What you should do
Filter the entries, keeping every line with the word "full".

Task data
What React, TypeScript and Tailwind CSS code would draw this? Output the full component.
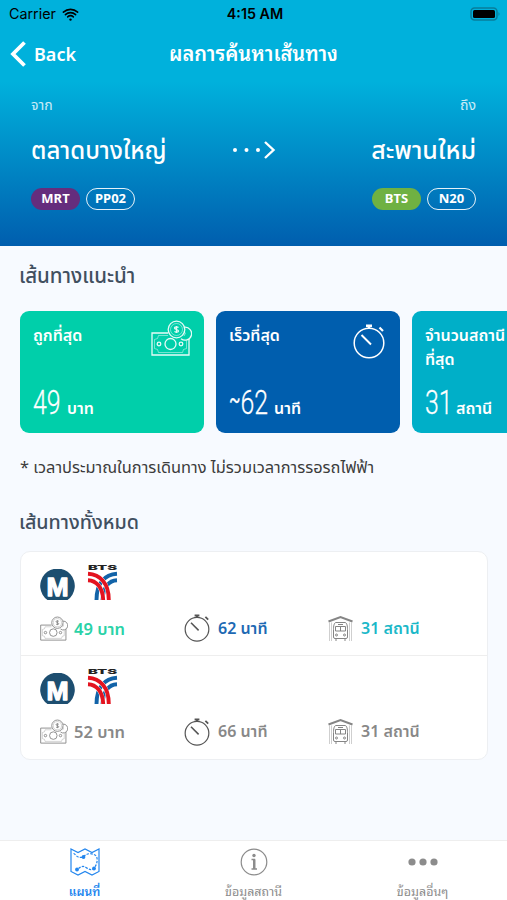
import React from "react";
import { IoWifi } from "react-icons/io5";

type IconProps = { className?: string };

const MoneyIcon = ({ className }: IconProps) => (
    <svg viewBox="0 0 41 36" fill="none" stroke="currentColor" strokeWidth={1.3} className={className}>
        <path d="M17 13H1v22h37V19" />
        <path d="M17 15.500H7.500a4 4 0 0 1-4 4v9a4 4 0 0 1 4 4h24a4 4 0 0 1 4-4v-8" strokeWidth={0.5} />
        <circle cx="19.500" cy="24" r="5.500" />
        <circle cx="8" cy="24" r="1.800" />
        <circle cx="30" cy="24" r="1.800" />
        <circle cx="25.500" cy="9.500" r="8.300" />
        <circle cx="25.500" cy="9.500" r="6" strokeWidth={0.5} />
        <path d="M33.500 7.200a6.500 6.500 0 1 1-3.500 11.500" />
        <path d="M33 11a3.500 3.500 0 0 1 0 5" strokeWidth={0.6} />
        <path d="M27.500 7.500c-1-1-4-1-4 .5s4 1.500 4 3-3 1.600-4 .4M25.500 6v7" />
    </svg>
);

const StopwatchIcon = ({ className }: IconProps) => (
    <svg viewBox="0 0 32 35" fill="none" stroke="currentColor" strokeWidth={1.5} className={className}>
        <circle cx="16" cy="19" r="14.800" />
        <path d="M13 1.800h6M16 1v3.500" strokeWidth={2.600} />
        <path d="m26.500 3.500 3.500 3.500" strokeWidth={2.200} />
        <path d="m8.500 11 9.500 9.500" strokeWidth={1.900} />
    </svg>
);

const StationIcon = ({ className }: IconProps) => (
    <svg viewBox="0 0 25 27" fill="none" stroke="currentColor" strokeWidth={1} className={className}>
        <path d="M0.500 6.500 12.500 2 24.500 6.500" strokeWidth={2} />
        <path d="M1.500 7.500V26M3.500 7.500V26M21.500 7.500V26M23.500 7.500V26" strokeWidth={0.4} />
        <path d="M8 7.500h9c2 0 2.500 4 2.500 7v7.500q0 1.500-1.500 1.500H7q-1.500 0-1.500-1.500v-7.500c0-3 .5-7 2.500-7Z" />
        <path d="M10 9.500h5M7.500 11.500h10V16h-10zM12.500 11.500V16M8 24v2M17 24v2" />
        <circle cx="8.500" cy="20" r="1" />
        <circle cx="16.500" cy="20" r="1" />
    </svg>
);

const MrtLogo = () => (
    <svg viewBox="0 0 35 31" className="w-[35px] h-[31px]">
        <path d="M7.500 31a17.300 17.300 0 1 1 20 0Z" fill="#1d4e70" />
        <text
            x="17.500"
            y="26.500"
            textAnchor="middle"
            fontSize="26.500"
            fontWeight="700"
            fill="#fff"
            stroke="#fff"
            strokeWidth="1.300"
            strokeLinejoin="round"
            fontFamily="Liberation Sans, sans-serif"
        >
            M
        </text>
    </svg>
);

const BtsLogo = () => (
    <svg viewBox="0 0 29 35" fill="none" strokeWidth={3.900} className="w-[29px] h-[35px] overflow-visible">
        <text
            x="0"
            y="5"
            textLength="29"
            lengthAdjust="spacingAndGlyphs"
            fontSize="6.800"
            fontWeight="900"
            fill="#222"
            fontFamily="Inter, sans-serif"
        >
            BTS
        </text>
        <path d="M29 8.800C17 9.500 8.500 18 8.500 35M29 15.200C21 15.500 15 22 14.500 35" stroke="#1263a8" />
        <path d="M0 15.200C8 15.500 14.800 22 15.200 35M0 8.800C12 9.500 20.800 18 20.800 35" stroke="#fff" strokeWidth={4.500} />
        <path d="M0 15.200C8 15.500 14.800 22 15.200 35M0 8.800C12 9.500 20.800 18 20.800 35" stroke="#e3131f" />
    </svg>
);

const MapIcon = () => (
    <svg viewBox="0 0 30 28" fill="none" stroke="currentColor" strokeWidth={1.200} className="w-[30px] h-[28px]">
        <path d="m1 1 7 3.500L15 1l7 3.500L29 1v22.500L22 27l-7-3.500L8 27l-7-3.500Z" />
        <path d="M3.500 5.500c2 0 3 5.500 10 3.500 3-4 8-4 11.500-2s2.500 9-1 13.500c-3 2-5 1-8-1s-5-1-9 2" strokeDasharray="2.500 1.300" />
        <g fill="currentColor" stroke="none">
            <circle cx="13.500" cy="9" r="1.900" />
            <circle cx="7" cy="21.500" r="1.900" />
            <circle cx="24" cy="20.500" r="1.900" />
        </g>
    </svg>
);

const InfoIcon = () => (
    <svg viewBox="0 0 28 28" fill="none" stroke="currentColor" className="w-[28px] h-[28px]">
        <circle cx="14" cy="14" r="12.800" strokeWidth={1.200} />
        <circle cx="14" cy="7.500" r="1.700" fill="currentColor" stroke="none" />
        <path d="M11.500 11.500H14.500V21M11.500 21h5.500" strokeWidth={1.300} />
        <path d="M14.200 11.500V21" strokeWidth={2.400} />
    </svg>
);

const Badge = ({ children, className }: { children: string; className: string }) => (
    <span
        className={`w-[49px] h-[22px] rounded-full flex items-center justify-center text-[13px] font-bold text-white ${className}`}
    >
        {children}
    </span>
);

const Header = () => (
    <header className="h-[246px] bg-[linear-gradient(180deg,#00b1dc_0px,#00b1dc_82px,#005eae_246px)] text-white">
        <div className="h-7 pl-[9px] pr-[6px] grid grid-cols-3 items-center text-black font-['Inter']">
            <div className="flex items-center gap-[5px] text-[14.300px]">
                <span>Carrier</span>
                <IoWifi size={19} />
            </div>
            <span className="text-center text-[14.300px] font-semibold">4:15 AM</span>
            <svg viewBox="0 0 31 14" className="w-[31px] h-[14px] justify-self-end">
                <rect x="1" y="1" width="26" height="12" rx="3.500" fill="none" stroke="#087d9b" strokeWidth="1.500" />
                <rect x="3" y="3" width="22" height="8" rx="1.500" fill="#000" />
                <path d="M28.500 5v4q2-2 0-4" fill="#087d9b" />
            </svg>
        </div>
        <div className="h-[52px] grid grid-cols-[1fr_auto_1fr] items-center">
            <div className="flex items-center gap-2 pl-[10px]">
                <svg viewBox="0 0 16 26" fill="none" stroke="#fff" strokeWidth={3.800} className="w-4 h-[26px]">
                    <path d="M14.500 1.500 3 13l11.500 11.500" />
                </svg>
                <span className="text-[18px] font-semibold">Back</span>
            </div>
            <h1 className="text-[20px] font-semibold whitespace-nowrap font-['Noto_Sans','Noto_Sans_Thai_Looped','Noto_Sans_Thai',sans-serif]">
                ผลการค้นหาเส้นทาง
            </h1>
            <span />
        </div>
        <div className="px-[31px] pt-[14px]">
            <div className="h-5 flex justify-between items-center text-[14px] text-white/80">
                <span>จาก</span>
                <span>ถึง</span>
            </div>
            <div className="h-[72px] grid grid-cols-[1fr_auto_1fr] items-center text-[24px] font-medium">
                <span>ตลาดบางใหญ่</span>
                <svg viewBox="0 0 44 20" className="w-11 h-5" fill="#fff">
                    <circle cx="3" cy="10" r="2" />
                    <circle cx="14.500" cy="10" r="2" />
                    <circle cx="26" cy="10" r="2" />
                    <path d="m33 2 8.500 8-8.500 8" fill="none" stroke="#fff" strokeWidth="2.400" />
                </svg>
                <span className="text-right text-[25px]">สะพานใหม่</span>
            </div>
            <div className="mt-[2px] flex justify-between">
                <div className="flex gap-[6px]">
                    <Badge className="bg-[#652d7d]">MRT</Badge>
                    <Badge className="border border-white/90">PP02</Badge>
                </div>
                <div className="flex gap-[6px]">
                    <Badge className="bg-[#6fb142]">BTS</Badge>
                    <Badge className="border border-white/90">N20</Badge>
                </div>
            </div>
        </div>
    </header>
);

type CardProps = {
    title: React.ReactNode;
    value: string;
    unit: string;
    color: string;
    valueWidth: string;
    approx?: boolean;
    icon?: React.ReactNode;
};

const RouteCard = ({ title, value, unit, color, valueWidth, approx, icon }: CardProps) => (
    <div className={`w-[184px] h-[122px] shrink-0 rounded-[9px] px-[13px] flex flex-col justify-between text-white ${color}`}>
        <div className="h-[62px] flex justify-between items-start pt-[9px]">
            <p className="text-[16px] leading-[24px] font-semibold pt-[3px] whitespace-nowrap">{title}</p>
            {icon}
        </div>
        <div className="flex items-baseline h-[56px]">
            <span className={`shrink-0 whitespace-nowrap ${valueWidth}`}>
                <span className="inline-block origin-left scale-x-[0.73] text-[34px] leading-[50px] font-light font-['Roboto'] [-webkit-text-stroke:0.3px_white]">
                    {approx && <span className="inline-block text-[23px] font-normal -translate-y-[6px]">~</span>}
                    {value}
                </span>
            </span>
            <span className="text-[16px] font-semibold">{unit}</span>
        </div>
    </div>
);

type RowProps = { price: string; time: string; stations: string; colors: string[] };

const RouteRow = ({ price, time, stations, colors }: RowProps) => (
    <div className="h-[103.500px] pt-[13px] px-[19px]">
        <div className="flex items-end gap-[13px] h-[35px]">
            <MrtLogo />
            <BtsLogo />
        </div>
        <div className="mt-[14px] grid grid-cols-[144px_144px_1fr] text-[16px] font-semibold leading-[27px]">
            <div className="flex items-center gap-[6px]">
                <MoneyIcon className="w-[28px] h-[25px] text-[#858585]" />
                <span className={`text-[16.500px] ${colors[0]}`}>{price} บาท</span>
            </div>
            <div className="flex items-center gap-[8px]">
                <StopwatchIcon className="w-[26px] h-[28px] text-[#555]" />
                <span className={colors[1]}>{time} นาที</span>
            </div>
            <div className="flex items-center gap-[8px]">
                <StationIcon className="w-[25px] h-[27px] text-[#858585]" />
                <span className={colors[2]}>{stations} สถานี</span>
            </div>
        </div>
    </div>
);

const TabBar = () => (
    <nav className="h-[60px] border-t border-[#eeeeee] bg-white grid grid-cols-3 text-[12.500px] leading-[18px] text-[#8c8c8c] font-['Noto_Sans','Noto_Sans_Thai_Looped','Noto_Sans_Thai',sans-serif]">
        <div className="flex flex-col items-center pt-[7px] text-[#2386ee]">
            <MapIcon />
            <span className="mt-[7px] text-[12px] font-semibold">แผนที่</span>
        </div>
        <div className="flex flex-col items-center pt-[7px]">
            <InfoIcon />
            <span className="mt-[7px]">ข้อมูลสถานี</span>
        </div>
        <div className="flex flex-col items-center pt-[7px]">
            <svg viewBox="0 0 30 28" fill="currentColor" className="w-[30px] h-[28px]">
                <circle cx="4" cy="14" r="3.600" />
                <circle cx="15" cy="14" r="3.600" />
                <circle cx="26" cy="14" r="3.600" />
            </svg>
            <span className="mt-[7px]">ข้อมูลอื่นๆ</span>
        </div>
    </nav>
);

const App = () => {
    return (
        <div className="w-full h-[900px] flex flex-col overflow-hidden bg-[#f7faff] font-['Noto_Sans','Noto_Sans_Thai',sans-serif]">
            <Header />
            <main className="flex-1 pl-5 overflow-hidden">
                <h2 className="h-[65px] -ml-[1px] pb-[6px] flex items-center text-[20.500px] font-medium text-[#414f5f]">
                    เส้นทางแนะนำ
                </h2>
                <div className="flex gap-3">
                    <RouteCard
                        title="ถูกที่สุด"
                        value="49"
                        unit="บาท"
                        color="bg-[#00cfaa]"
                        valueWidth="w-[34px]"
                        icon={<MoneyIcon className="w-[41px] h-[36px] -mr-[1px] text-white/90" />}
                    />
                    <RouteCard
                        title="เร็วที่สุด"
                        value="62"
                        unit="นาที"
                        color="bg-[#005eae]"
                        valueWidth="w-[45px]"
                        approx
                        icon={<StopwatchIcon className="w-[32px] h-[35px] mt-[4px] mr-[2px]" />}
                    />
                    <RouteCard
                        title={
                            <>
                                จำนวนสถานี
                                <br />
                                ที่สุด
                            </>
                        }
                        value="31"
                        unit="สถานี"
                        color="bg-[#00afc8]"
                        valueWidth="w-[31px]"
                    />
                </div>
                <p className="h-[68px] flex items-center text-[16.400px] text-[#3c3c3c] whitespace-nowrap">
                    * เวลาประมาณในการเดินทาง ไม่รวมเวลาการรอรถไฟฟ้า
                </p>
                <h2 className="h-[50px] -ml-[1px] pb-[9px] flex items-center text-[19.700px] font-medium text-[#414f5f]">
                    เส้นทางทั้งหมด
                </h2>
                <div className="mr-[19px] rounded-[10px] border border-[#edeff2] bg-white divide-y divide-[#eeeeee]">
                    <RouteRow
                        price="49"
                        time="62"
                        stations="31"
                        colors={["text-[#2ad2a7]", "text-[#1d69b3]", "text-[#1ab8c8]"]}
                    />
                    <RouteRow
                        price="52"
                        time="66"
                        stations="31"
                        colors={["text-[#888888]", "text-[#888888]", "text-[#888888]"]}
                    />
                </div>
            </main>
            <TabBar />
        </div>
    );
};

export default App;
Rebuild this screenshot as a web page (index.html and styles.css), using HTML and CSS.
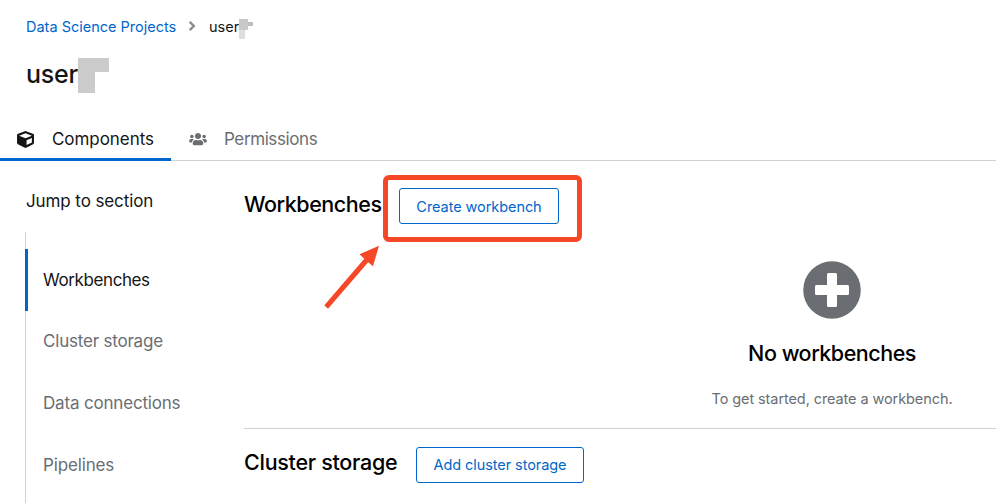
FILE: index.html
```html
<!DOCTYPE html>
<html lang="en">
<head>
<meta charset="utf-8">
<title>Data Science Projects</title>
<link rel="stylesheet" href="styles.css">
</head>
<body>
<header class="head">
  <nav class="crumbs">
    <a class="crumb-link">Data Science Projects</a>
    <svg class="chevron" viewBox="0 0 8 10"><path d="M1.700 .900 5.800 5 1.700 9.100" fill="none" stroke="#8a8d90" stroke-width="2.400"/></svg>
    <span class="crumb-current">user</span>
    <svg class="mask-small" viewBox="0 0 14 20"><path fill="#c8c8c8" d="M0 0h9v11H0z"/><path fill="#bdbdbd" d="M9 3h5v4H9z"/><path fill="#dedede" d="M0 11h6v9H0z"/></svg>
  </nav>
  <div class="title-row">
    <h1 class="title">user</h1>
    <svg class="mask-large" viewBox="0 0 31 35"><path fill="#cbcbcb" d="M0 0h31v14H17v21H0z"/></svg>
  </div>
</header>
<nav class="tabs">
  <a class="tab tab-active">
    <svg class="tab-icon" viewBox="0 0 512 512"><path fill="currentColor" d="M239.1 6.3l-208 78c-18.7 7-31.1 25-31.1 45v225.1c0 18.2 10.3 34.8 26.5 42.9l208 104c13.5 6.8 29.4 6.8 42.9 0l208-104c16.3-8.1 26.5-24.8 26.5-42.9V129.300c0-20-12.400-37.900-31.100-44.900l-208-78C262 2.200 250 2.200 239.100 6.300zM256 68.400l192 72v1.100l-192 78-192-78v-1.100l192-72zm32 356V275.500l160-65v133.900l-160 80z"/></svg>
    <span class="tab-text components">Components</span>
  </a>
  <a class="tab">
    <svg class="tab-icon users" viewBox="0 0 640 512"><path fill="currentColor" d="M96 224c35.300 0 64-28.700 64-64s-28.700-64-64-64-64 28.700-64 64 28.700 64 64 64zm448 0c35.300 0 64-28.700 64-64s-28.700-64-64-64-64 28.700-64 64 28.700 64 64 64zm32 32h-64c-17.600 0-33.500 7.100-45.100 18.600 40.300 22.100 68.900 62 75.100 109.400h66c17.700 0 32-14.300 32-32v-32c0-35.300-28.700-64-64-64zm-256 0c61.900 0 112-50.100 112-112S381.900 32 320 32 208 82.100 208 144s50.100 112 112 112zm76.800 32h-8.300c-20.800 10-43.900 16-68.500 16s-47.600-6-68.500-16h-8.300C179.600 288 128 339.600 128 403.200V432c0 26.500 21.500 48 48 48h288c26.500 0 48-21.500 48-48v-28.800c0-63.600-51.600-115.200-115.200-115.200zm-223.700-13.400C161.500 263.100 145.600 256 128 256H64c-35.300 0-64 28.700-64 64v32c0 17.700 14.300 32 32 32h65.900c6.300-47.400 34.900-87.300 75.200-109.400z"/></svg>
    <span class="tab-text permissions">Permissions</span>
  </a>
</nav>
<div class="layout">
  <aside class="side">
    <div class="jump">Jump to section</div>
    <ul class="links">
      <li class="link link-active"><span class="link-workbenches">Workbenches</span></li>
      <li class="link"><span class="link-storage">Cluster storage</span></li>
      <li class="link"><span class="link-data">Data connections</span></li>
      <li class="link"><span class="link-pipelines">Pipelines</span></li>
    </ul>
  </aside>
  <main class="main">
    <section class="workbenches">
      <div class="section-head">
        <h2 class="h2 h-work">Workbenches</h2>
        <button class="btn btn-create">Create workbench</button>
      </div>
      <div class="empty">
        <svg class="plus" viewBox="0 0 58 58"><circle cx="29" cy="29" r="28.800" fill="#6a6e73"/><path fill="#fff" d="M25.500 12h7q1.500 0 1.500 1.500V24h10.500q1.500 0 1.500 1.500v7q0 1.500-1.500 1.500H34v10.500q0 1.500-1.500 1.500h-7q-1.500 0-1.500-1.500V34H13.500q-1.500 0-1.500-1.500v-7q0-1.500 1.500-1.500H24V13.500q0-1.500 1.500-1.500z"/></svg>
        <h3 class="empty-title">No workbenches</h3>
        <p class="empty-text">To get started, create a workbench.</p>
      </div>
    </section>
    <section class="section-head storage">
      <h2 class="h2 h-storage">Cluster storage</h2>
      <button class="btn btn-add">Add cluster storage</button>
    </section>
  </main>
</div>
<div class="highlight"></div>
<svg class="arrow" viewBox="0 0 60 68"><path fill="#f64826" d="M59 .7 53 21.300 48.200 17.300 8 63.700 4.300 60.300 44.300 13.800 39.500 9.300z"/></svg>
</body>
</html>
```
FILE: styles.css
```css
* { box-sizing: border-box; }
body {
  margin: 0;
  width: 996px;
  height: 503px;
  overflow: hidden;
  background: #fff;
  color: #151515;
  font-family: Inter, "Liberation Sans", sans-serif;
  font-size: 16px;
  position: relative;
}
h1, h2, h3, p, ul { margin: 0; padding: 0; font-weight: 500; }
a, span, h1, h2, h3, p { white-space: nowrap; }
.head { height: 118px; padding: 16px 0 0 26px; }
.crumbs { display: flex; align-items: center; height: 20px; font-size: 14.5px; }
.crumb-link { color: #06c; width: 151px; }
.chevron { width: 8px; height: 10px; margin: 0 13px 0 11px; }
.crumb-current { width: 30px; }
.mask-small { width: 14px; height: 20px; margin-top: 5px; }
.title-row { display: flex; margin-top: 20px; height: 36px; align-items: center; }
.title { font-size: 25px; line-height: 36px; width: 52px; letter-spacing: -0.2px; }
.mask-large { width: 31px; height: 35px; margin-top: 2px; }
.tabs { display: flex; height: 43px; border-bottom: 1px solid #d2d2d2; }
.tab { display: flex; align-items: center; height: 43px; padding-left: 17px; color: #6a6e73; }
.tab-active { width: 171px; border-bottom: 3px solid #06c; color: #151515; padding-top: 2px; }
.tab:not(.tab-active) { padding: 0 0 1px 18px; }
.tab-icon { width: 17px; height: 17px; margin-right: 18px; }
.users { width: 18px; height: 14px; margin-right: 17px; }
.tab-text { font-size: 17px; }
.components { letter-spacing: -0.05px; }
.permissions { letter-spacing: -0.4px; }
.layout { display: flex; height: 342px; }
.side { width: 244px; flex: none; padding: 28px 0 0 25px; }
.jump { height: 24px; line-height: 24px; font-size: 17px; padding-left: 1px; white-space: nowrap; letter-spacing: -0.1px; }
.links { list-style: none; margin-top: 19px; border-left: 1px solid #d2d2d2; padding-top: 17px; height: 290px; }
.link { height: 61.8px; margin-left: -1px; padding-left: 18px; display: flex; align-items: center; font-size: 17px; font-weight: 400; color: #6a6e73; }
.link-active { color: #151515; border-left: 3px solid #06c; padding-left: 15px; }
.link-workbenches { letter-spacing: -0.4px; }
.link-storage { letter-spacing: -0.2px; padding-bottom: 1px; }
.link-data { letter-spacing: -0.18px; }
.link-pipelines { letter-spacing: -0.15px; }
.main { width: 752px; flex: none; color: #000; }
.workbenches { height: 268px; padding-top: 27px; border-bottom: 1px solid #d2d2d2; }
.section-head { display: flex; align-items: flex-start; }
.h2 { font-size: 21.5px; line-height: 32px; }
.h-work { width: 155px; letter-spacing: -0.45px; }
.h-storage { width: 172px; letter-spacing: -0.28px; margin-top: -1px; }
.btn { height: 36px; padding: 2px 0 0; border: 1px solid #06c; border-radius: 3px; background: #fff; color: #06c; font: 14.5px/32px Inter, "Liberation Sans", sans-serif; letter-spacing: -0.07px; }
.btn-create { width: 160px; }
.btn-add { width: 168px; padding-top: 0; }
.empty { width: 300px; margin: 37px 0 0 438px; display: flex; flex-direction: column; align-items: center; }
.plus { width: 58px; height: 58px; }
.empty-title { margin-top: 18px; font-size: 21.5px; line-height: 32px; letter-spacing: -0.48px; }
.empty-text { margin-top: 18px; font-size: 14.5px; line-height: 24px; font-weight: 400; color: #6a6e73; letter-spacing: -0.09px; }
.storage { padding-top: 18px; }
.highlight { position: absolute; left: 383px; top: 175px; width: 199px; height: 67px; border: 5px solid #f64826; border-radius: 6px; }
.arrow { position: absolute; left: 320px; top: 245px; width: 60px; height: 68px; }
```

Expected answer
What React, TypeScript and Tailwind CSS code would draw this? Output the full component.
        className={`w-[49px] h-[22px] rounded-full flex items-center justify-center text-[13px] font-bold text-white ${className}`}
        <div className="w-full h-[900px] flex flex-col overflow-hidden bg-[#f7faff] font-['Noto_Sans','Noto_Sans_Thai',sans-serif]">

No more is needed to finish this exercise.